Sunday, January 3, 2016

Welcome to 2016!

I know I haven't written much lately, so it feels sort of weird to making a post like this now. The last few months have been extremely busy with me attempting to balance school, dance, other obligations and just time to relax. I hope this year I will be able to write more here because I love and enjoy it.

2015 has officially drawn to an end, and 2016 is here, whether we are ready for it or not. The new year time has often been a time of reflection for me, to help me see how far I have come in the past year and where I want to go in the future. It allows me to really look at the positives and negatives of the year, and from that, I can determine what type of resolutions I want to make.

Looking back at 2015, I see a lot of change in my life - some it good and some of it not so much. Looking at the positives, first, 2015 was a year of growing up and change. I had to make some decisions that were hard for me, but despite it all, I was given the strength to persevere and it ended up alright.  I also made a new friend who has been there for me unlike any other person has been before. During the summer, I got my first job babysitting that helped me learn responsibility and work. Sometimes it was exhausting, but for the most part, I loved being with the kids. I learned that I am capable of many things I never thought possible, and that has opened up a world of opportunity.

Of course, this whole year wasn't perfect. Sometimes I doubted myself, and there have been some rough goings. There were times when my faith wasn't as strong as I would have liked it to be. There were many trials, yet despite them all, I have managed to make it through them so far. 

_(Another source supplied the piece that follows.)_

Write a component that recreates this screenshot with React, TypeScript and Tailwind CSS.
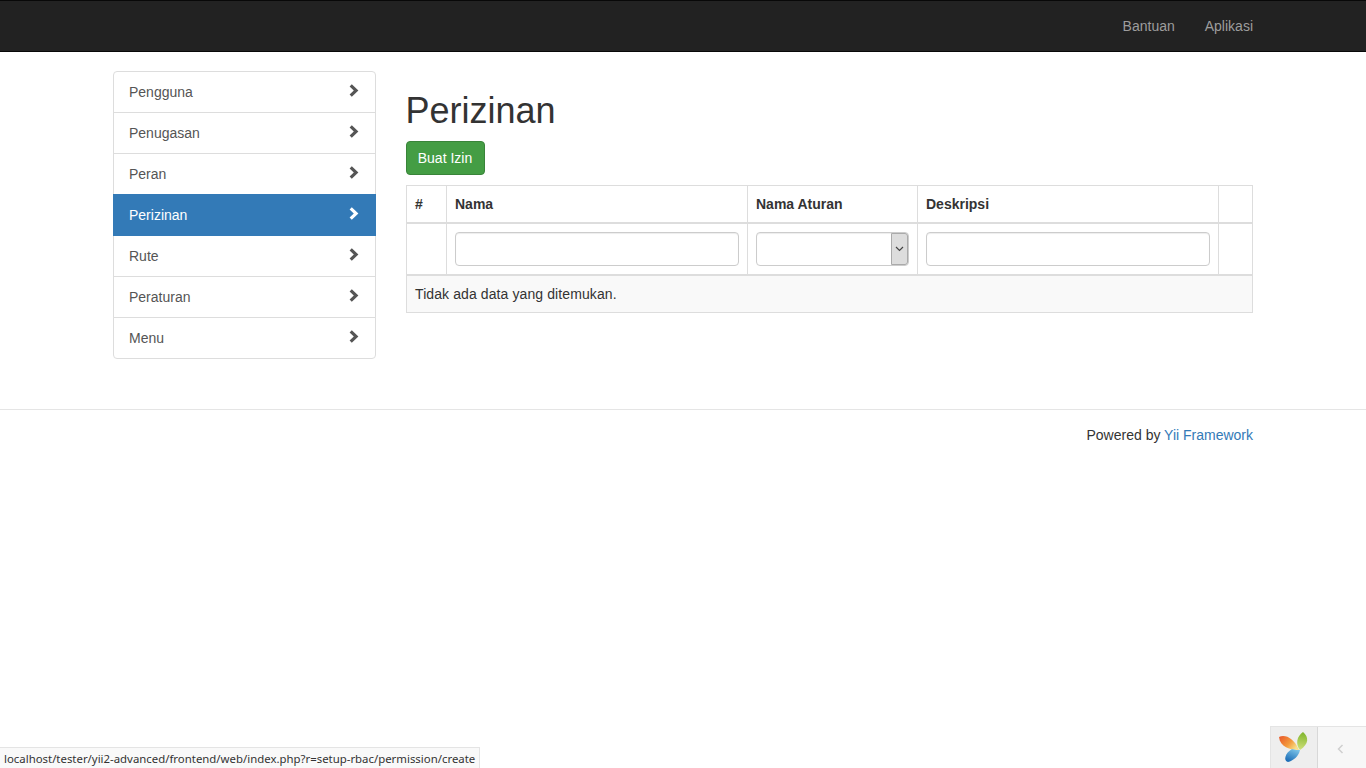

As I look onto 2016, I see lots of changes and trials coming. I will be looking at colleges - a new and sort of scary thing for me to be doing. It will all end up with me at the end of the year applying to the colleges I look at near the end of this year; I'm not sure I am ready for that. Transitioning from high school to college is something unknown to me. I'm hoping that by dual enrolling this year, it will give me a taste of college and help me get more comfortable with the college atmosphere. This year, there are also many tests that I have to take in the coming months for school that can determine some things like which colleges, scholarships and stuff. While I dread taking tests like that, I am hoping for the best from them. On top of all of this, I have to sort through daily life and daily struggles. Sometimes it seems overwhelming, but I know I will be able to make it because God will give me the strength to get through it and I am blessed with people in my life whom I can talk through things with.

This year, I am trying to look at the year as a fresh, clean slate with many new opportunities on it. I have started by making some small goal resolutions to work towards and then will progressively add to them throughout the year. While most of my resolutions are personal, one resolution I am willing and able to share is that I want to grow in my faith. This year, I am trying to be more active in my faith by praying more, reading the Bible, journaling and living my faith. One of my friends and I are going to be trying to work on this together, so hopefully that will make me more motivated to follow through. I think that once one has a firm foundation in prayer and trust in God, the other problems and struggles that they deal with will fall more in place and be easier to deal with. 

I pray that y'all have a very blessed 2016!